Pier-and-beam foundations offer a high level of versatility, specific not only to the dead, live, seismic and wind loads to be supported and/or restrained, but also to the girders or sill beams and floor joists and their respective span capabilities.
Exterior Wood Piling
Pressure-treated wood piles are a common foundation for homes built in beachfront locations, as well as in other areas where soils have minimal bearing capacity. The cross-section area of a pile has little to do with its bearing capacity. The actual bearing support of the pile is the surface friction of the sand or soil encapsulating the pile below grade.
In beachfront construction, the length of the pile below finished grade is typically the same length as the pile above grade, or longer. In other pile applications, the length of the pile below grade may be several times the length of the exposed pile – subject to the soil properties providing friction support.
Anchoring girders to piles is a simple process with appropriately sized bolts connecting the assembly to resist loads. Cantilevered floor joist systems are
sometimes preferred in conjunction with this type of foundation in order to allow tolerance for pile placement.
In coastal areas, fasteners should be a minimum of hot-dip galvanized G185 or stainless steel.
NOTE: Specification of the proper preservative retention level is important for pressure-treated wood components of a foundation – piling, posts, sill plates and framing (where required).
Perimeter Masonry Pier on Grade Beam
Where the stability and bearing capacity of the soils are sufficient to support loads, open crawlspace foundations are typically built with masonry piers on continuous grade beams or footings. The continuous footing “ties” the foundation together, resisting any lateral movement from the bearing soils, while providing support for individual piers distributed over a larger area compared with spot footings.
Where piers are required to resist lateral loads or uplift, such as those supporting exterior shear walls, the masonry piers must be designed accordingly, typically reinforced with vertical steel rods (rebar) and concrete fill. Anchors or straps to resist uplift are “wet-set” into the piers, secured by the concrete fill.
The specification of masonry piers provides for precise placement – eliminating the need for cantilevered floor joist systems – allowing exterior wall sheathing panels to be installed continuous over wall frames above to the floor girders.
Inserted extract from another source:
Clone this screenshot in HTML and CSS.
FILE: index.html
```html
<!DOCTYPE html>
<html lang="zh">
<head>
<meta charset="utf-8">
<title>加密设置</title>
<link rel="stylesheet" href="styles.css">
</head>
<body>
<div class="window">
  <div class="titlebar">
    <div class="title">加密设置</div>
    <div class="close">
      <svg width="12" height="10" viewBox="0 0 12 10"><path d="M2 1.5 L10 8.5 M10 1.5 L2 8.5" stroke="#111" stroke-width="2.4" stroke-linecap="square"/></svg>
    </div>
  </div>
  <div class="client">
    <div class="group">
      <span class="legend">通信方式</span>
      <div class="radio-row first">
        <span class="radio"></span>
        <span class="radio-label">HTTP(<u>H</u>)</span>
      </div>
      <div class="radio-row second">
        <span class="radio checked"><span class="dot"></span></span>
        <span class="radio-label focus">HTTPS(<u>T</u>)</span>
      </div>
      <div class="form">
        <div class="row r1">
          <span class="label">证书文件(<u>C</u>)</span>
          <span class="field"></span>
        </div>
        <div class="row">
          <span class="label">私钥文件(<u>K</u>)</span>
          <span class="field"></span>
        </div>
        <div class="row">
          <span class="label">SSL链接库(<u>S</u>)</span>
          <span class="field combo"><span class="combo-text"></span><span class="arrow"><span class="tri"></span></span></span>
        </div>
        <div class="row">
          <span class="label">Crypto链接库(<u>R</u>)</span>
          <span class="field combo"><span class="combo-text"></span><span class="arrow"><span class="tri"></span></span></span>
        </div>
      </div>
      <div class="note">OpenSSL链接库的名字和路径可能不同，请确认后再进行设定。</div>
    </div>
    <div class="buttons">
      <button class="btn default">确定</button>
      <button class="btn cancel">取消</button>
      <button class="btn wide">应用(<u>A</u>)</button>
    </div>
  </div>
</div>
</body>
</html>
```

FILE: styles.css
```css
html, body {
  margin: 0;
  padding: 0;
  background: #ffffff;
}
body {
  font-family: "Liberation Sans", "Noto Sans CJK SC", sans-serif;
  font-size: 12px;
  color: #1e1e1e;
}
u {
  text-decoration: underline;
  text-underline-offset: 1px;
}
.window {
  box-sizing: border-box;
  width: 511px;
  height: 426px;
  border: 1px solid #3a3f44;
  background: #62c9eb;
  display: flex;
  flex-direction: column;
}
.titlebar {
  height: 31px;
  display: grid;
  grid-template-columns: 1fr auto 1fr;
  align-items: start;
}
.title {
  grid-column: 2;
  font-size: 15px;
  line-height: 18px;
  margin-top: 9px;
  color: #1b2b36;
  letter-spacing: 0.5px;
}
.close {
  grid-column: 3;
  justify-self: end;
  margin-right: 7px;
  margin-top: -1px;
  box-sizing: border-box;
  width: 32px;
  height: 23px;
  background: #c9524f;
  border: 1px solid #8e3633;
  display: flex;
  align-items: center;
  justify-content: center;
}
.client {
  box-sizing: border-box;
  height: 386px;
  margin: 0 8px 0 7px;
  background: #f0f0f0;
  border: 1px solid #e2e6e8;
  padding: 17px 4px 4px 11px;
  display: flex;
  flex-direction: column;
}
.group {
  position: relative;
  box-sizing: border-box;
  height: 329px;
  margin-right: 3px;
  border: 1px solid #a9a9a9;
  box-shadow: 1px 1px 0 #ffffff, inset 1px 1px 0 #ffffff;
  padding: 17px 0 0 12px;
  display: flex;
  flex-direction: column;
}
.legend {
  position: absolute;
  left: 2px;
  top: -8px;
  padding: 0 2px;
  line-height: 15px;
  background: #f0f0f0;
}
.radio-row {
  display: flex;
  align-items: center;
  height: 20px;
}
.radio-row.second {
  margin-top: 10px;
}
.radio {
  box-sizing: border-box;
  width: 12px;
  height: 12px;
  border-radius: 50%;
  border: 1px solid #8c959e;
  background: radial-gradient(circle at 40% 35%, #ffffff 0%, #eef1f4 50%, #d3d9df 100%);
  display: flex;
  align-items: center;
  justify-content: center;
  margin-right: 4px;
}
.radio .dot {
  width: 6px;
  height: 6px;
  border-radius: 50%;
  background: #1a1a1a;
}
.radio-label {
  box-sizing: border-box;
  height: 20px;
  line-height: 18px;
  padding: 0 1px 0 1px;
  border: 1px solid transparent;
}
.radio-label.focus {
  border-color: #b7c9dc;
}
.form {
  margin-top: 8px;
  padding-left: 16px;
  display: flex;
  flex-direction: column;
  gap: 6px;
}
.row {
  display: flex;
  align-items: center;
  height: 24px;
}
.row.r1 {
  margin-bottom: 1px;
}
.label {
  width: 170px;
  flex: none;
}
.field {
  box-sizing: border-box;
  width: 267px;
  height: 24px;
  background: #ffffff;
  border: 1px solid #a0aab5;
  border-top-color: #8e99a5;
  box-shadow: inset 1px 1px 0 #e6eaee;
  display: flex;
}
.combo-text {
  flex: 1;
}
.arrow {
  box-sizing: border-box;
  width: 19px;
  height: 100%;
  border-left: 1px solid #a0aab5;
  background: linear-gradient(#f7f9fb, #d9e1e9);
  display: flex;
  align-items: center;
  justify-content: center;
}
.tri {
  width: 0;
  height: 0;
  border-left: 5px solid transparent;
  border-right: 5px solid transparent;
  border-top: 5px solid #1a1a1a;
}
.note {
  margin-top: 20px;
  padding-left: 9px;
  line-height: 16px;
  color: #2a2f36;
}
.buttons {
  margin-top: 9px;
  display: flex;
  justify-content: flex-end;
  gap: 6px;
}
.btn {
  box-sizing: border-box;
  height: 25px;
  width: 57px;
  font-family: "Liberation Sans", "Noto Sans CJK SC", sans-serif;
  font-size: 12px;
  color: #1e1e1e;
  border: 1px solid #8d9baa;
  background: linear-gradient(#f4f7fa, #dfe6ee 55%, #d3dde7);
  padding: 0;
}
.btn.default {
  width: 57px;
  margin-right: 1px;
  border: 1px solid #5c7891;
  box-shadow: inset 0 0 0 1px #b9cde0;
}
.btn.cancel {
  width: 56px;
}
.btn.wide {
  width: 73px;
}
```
Masonry piers on continuous concrete footings may also be used in conjunction with other materials to enclose the crawlspace, and should not be considered as an option for use only with open crawlspace construction.
Interior Masonry Pier on Spot Footing
Where soil bearing of sufficient capacity and stability exists, spot footings are often more cost efficient than continuous footings.
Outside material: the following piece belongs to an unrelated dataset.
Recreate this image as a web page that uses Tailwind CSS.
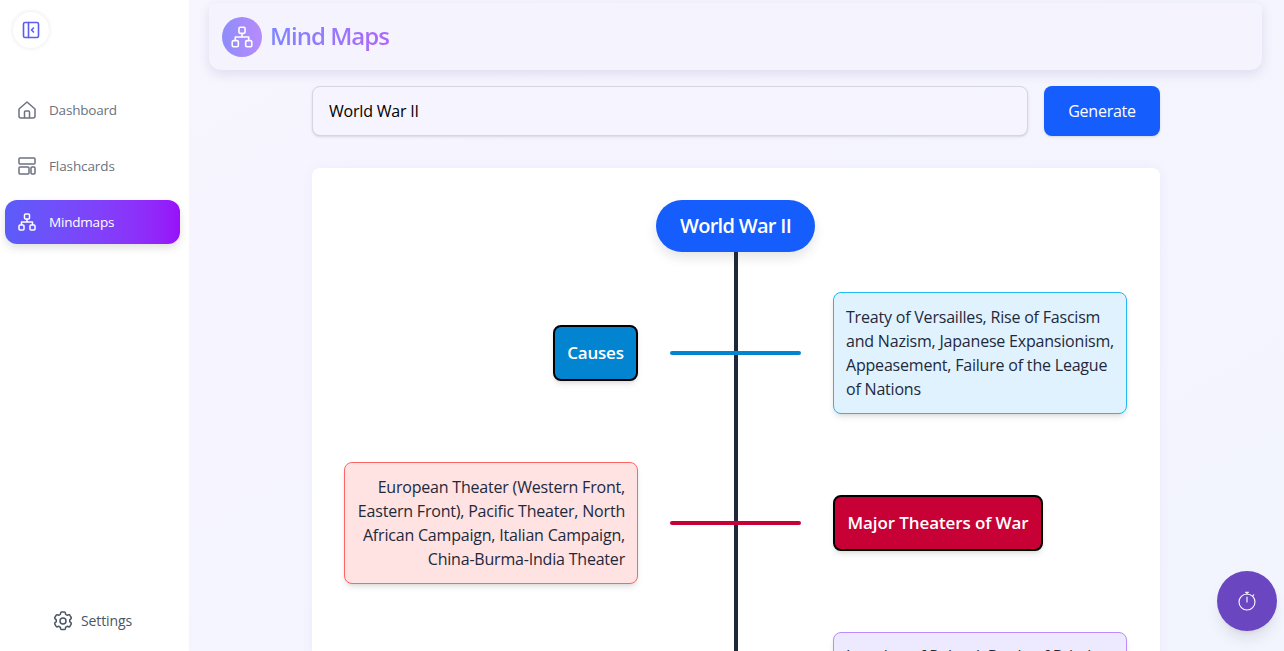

Masonry piers placed on spot footings to support floorframe systems at the interior of the structure are typically not subject to either lateral or uplift loads, and therefore may not require the same reinforcement as those at the exterior perimeter, subject to pier height.
Straps or anchors that provide stability throughout floorframe construction will typically require only concrete fill in a single CMU column, facilitating the connection of anchors or straps within the pier. Where straps may be wet-set into the spot footing prior to the construction of the piers, no concrete fill would be required, again subject to the height of the pier.
Interior Concrete Pier on Bell Footing
Poured-in-place concrete piers are the choice of some designers and builders. They may be formed and poured separately from concrete footings, but with careful planning they may be poured at the same time as footings, reducing the number of required inspections and overall construction time.
When poured with the required sized pier, it is typical for the footing to be of much greater cross-section area than the column itself – requiring the column to “flare” or “bell” at its base – normally below the finished grade.
Cylindrical cardboard tubes are often used as forms for round columns; square columns may use temporary forms or purpose specific reusable forms. In either case, when poured-in-place concrete columns are specified and poured at the same time as the required spot footing, the resulting bell shape of the flared column base below undisturbed finished grade can provide enhanced uplift resistance for the structure.
Interior Wood Post on Spot Footing
Another option for piers on either continuous or spot footings is the specification of wood posts. Pressure-treated wood posts, including solid lumber such as 6x6s, or multiple plies of dimension lumber, may be installed on appropriate post anchor bases and attached to the top of the footing or wet-set into the footing.
At the connection to the footing, the post anchor base must resist lateral, shear and uplift loads, as required. At interior wood post piers, connections at the top of the footing may also be required to resist lateral, shear and uplift loads from the structure above. For piers along the perimeter, bracing of the posts to resist such loads will be required.
Where wood post piers are not required to resist lateral or shear loads from the supported structure above – as may be the case with interior piers of the structure – additional bracing of posts should not be required.
Some builders prefer to wet-set pressure-treated wood posts into appropriately sized concrete spot footings. Uplift resistance can be provided through insertion of reinforcement bars or bolts into the post prior to pouring concrete. In such cases, the recommendation is made to take appropriate steps to prevent surface water penetration into any cavity between the concrete spot footing and the wood post that may be created by shrinkage of the post over time.